THE general scope of the following pages does not, it is conceived, require any elaborate explanation. The work is an effort to fulfil the promise of its title-page, and it is for the reader to judge how far that effort has been successful. Down to the date of the Union of the Parliaments, the author's task was a perfectly plain-sailing one, in so far as regards the choice of writers to be dealt with. Thenceforward, however, he was from time to time confronted with the question, whether a particular writer of undoubted Scottish nationality should or should not be included in what professes to be a record of Scottish literature.

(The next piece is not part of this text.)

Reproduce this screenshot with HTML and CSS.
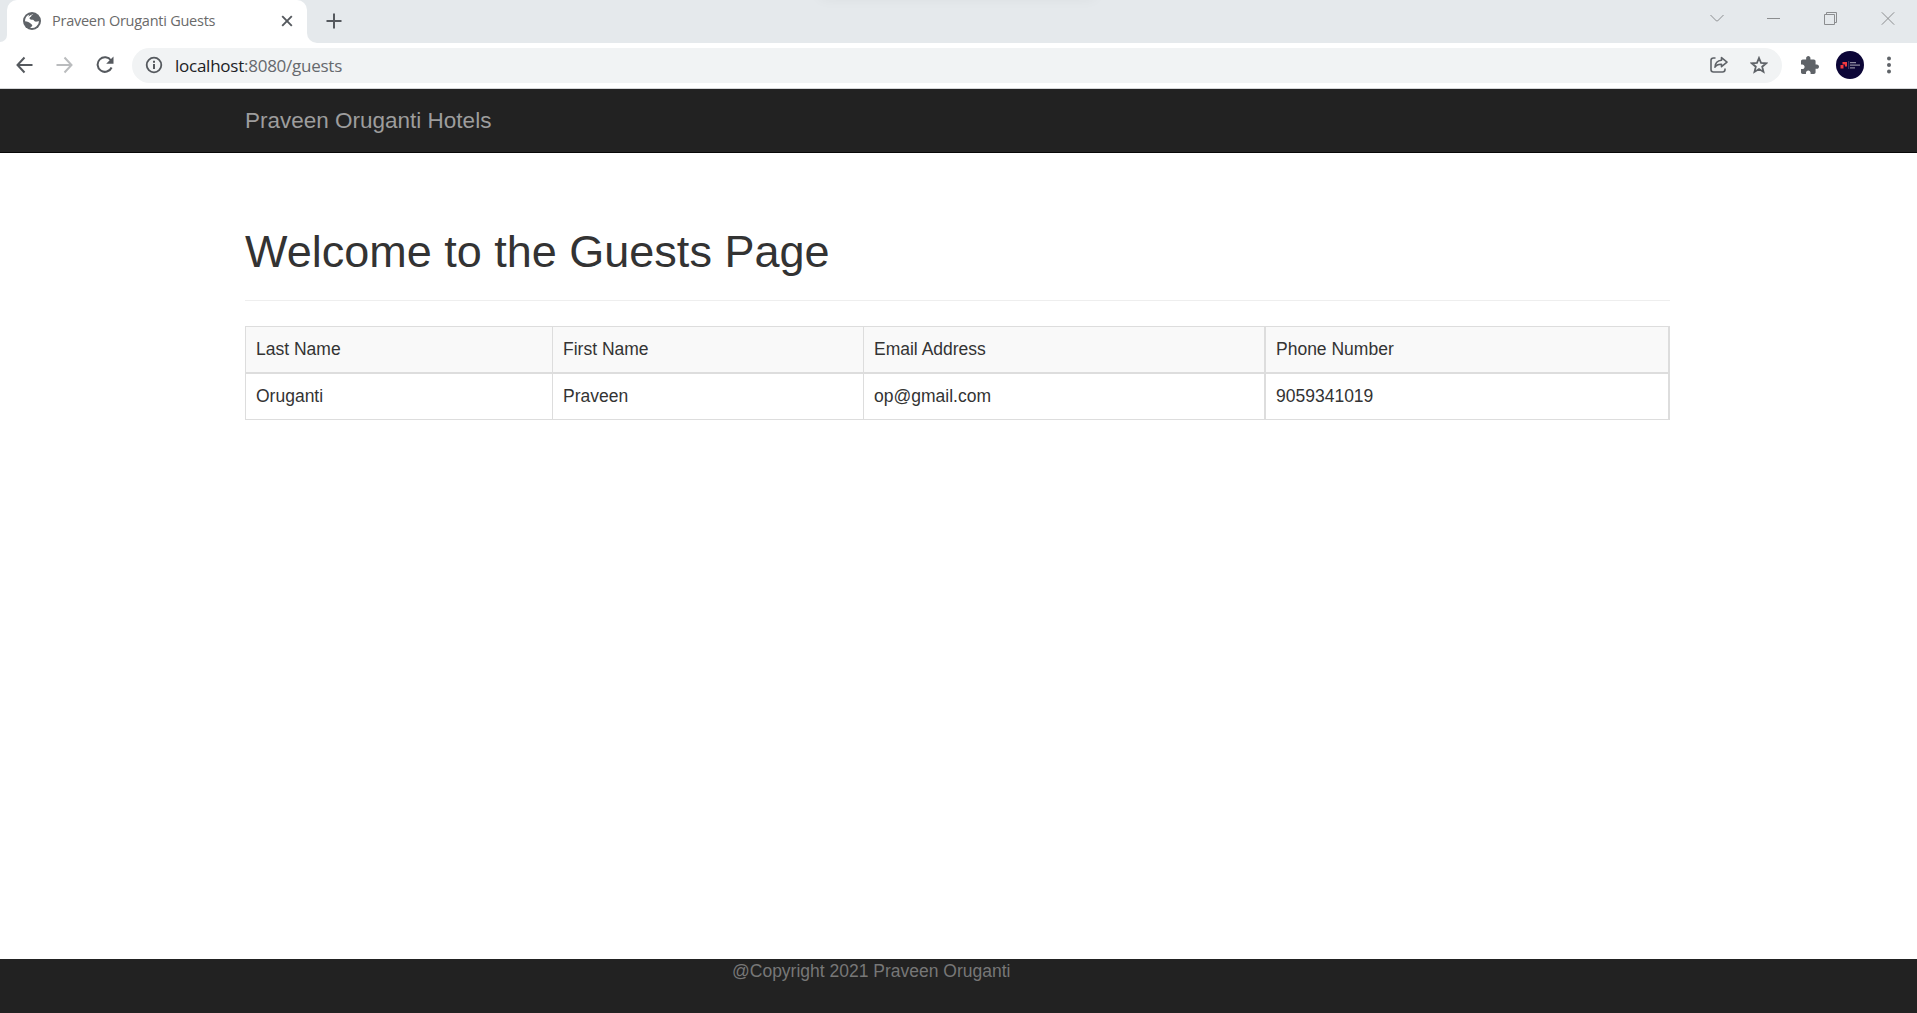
FILE: index.html
```html
<!DOCTYPE html>
<html lang="en">
<head>
<meta charset="utf-8">
<title>Praveen Oruganti Guests</title>
<link rel="stylesheet" href="styles.css">
</head>
<body>
<div class="tabstrip">
  <div class="prev-tab"></div>
  <div class="tab">
    <svg class="globe" width="18" height="18" viewBox="0 0 18 18"><circle cx="9" cy="9" r="9" fill="#5f6368"/><path fill="#fff" d="M10.300 1.900C9.800 3 8.300 2.800 8.200 4.300c0 .9-1.700.6-1.700 1.900 0 1.500 1.900 1.300 3.300 1.500 1.300.2 1.200 1.700 2.500 1.900 1.300.2 2.300-.6 3.700-.4A7.100 7.100 0 0 1 7.400 15.900c0-1.100 1.900-.9 1.900-2.300 0-1.100-.9-1.200-1.700-2.100C6.500 10.200 4.400 9.300 2 9.200 1.900 5.900 3.600 3.400 6.400 2.400L5.200 4.700l2.200-1.400z"/></svg>
    <span class="tab-title">Praveen Oruganti Guests</span>
    <svg class="tab-close" width="12" height="12" viewBox="0 0 12 12"><path d="M1.200 1.200l9.600 9.600M10.800 1.200l-9.600 9.600" stroke="#55595e" stroke-width="1.900"/></svg>
  </div>
  <div class="newtab-area"><svg width="16" height="16" viewBox="0 0 16 16"><path d="M8 .5v15M.5 8h15" stroke="#55595e" stroke-width="2"/></svg></div>
  <div class="window-controls">
    <svg width="14" height="14" viewBox="0 0 14 14"><path d="M.5 4l6 6h1l6-6"/></svg>
    <svg width="14" height="14" viewBox="0 0 14 14"><path d="M0 7.500h13"/></svg>
    <svg width="14" height="14" viewBox="0 0 14 14"><path d="M.5 3.500h10v10h-10zM2.500 3.500v-2h10v10h-2"/></svg>
    <svg width="14" height="14" viewBox="0 0 14 14"><path d="M.8 1.300l12.400 12.400M13.200 1.300L.8 13.700"/></svg>
  </div>
  <div class="top-shadow"></div>
</div>
<div class="toolbar">
  <svg class="back" width="18" height="18" viewBox="0 0 18 18"><path d="M16.500 9H2M8.500 1.500 1.500 9l7 7.500" fill="none" stroke="#55595e" stroke-width="2"/></svg>
  <svg class="forward" width="18" height="18" viewBox="0 0 18 18"><path d="M.5 9H15M8.500 1.500l7 7.500-7 7.500" fill="none" stroke="#babcbe" stroke-width="2"/></svg>
  <svg class="reload" width="18" height="18" viewBox="0 0 18 18"><path d="M15 4.500A7.300 7.300 0 1 0 15.600 11.500" fill="none" stroke="#55595e" stroke-width="2"/><path d="M17.500.500v7.300h-7.300z" fill="#55595e"/></svg>
  <div class="omnibox">
    <svg class="info" width="18" height="18" viewBox="0 0 18 18"><circle cx="9" cy="9" r="7.300" fill="none" stroke="#55595e" stroke-width="1.800"/><path d="M9 8v5M9 4.800v1.900" stroke="#55595e" stroke-width="2"/></svg>
    <span class="url"><b>localhost</b>:8080/guests</span>
    <svg class="share" width="18" height="18" viewBox="0 0 18 18" fill="none" stroke="#5f6368" stroke-width="1.600"><path d="M5.500 2H3.500Q1 2 1 4.500v9Q1 16 3.500 16h9q2.500 0 2.500-2.500v-1"/><path d="M11.500 1.600 17 6.100l-5.500 4.600V8.200Q6.800 8 5 11.200 5.300 4.800 11.500 4.300z" stroke-linejoin="round"/></svg>
    <svg class="star" width="18" height="18" viewBox="0 0 18 18"><path d="M9 2 11 6.900l5.300.4-4.100 3.400 1.300 5.200L9 13.100l-4.500 2.800 1.300-5.200L1.700 7.300 7 6.900z" fill="none" stroke="#5f6368" stroke-width="1.800"/></svg>
  </div>
  <svg class="puzzle" width="18" height="18" viewBox="2 1 21 21"><path fill="#5f6368" d="M20.500 11H19V7c0-1.100-.9-2-2-2h-4V3.500C13 2.120 11.880 1 10.500 1S8 2.120 8 3.500V5H4c-1.100 0-1.990.9-1.990 2v3.800H3.500c1.490 0 2.700 1.210 2.700 2.700s-1.210 2.700-2.700 2.700H2V20c0 1.100.9 2 2 2h3.800v-1.500c0-1.490 1.210-2.700 2.700-2.700 1.490 0 2.700 1.210 2.700 2.700V22H17c1.100 0 2-.9 2-2v-4h1.500c1.380 0 2.500-1.120 2.500-2.500S21.880 11 20.500 11z"/></svg>
  <svg class="avatar" width="28" height="28" viewBox="0 0 28 28"><circle cx="14" cy="14" r="14" fill="#0c0637"/><path d="M6.500 11H11v4.500H8.900v-2.100H6.500zM4.500 14h3v3.500h-3z" fill="#f2383f"/><path d="M12.700 10v8" stroke="#625f80" stroke-width=".7"/><path d="M14 11.600h6M14 14.200h10M14 16.800h5" stroke="#8c89a0" stroke-width="1.200"/></svg>
  <svg class="dots" width="4" height="18" viewBox="0 0 4 18" fill="#5f6368"><circle cx="2" cy="2.500" r="2"/><circle cx="2" cy="9" r="2"/><circle cx="2" cy="15.500" r="2"/></svg>
</div>
<nav class="navbar"><span class="brand">Praveen Oruganti Hotels</span></nav>
<main class="container">
  <h1>Welcome to the Guests Page</h1>
  <table class="guests">
    <colgroup><col class="c1"><col class="c2"><col class="c3"><col class="c4"></colgroup>
    <thead><tr><td>Last Name</td><td>First Name</td><td>Email Address</td><td>Phone Number</td></tr></thead>
    <tbody><tr><td>Oruganti</td><td>Praveen</td><td>op@gmail.com</td><td>9059341019</td></tr></tbody>
  </table>
</main>
<footer class="footer">@Copyright 2021 Praveen Oruganti</footer>
</body>
</html>
```
FILE: styles.css
```css
* { box-sizing: border-box; }
body {
  margin: 0;
  height: 1013px;
  display: flex;
  flex-direction: column;
  overflow: hidden;
  background: #fff;
  color: #333;
  font: 17.5px/25px "Liberation Sans", Arial, sans-serif;
}
svg { display: block; flex: none; }

/* Browser tab strip */
.tabstrip { position: relative; height: 43px; flex: none; display: flex; overflow: hidden; background: #fff; }
.prev-tab { width: 7px; height: 42px; background: #e5e9ec; border-bottom-right-radius: 8px; }
.tab {
  position: relative;
  z-index: 0;
  width: 300px;
  display: flex;
  align-items: center;
  padding: 0 14px 1px 16px;
  background: linear-gradient(#e5e9ec, #e5e9ec) top / 100% 12px no-repeat;
}
.tab::before { content: ""; position: absolute; inset: 0; z-index: -1; background: #fff; border-radius: 10px 10px 0 0; }
.tab-title { flex: 1; margin-left: 11px; padding-bottom: 1px; font: 14.5px/20px "Open Sans", "Noto Sans", sans-serif; color: #6a6a6a; letter-spacing: -.25px; }
.newtab-area { width: 54px; display: flex; align-items: center; padding: 0 0 1px 19px; background: #e5e9ec; border-bottom-left-radius: 10px; }
.window-controls { flex: 1; display: flex; justify-content: flex-end; gap: 43px; padding: 11px 22px 0 0; background: #e5e9ec; }
.window-controls svg { fill: none; stroke: #8b8d8f; stroke-width: 1; }
.top-shadow { position: absolute; left: 820px; top: -12px; width: 275px; height: 10px; box-shadow: 0 0 14px rgba(0, 0, 0, .06); }

/* Address bar */
.toolbar { height: 46px; flex: none; display: flex; align-items: center; padding: 0 26px 1px 16px; border-bottom: 1px solid #d5d6d8; background: #fff; }
.forward { margin-left: 22px; }
.reload { margin-left: 22px; }
.omnibox { flex: 1; height: 35px; display: flex; align-items: center; margin-left: 18px; padding: 0 14px 0 13px; border-radius: 18px; background: #f1f3f4; }
.url { flex: 1; margin-left: 12px; padding-top: 1px; font: 17px/24px "Open Sans", "Noto Sans", sans-serif; color: #66696d; letter-spacing: -.25px; }
.url b { font-weight: 400; color: #202124; }
.star { margin-left: 22px; }
.puzzle { margin-left: 19px; }
.avatar { margin-left: 17px; }
.dots { margin-left: 23px; }

/* Page */
.navbar { height: 64px; flex: none; padding: 18px 245px 0; background: #222; border-bottom: 1px solid #080808; }
.brand { display: block; font-size: 22.5px; line-height: 27px; color: #9d9d9d; }
.container { flex: 1; padding: 72px 247px 0 245px; }
h1 { margin: 0 0 25px; height: 76px; padding-top: 2px; border-bottom: 1px solid #eee; font-weight: 400; font-size: 45px; line-height: 50px; }
.guests { width: 1425px; border: solid #ddd; border-width: 1px 0 0 1px; border-collapse: separate; border-spacing: 0; table-layout: fixed; }
.guests td { height: 46px; padding: 10px 10px 0; vertical-align: top; border: solid #ddd; border-width: 0 1px 1px 0; }
.guests thead td { height: 47px; background: #f9f9f9; border-bottom-width: 2px; }
.guests td:nth-child(n+3) { border-right-width: 2px; }
.c1 { width: 307px; }
.c2 { width: 311px; }
.c3 { width: 402px; }
.c4 { width: 404px; }
.footer { height: 54px; flex: none; padding: 0 732px; background: #222; color: #777; white-space: nowrap; }
```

That question was sometimes by no means a simple one to answer, and it was not without misgivings that the resolution was ultimately adopted, to abstain from attempting anything like adequate criticism of men like James Thomson, James Boswell, and Thomas Carlyle, and to rest satisfied with little more than the bare mention of their names. The reasons which determined this course are in each case sufficiently indicated in the text. If it be thought, on the other hand, that, whatever may be said of such omissions, the last two chapters err on the side of overcrowding, there can only be urged in extenuation a desire to make the work complete in the treatment of a period as to which information is not yet so readily accessible, or at least so conveniently digested, as it will some day come to be.

No true Scot, probably, can avoid the taint of partiality in handling some of the topics which necessarily come under review in a history of his country's literature. The present writer does not venture to claim immunity from a weakness to which so many of his betters have proved themselves liable; nor can he flatter himself that he runs any serious risk of being taken for an enthusiastic partisan of the "Highflying" interest. He would fain, however, hope that no constitutional prejudice or bias has led him to the unconscious and unintentional misrepresentation of the views of men with whose temperament and habits of thought he may chance to find himself in imperfect sympathy. Conscious and deliberate misrepresentation he trusts it is needless to disclaim. For the rest, he has sought in his literary judgments to arrive at independent results, and to state them, such as they are, with firmness and candour, yet without over-emphasis or exaggeration.

Among the indispensable works of reference which have been consulted, the writer desires to single out for especial recognition the convenient and accurate Biographical Dictionary, in one volume, published by Messrs. W. and R. Chambers, and the same firm's Cyclopædia of English Literature—an old friend of his youth, and now appearing in a more valuable and attractive edition than ever. A full acknowledgment of heavy indebtedness to the Dictionary of National Biography is superfluous, and ought to be taken as written in the preface to every work of this character. Among books other than those of reference, substantial aid has been derived from David Irving's Scotish Writers and Scotish Poetry, and from Mr. T. F. Henderson's Scottish Vernacular Literature.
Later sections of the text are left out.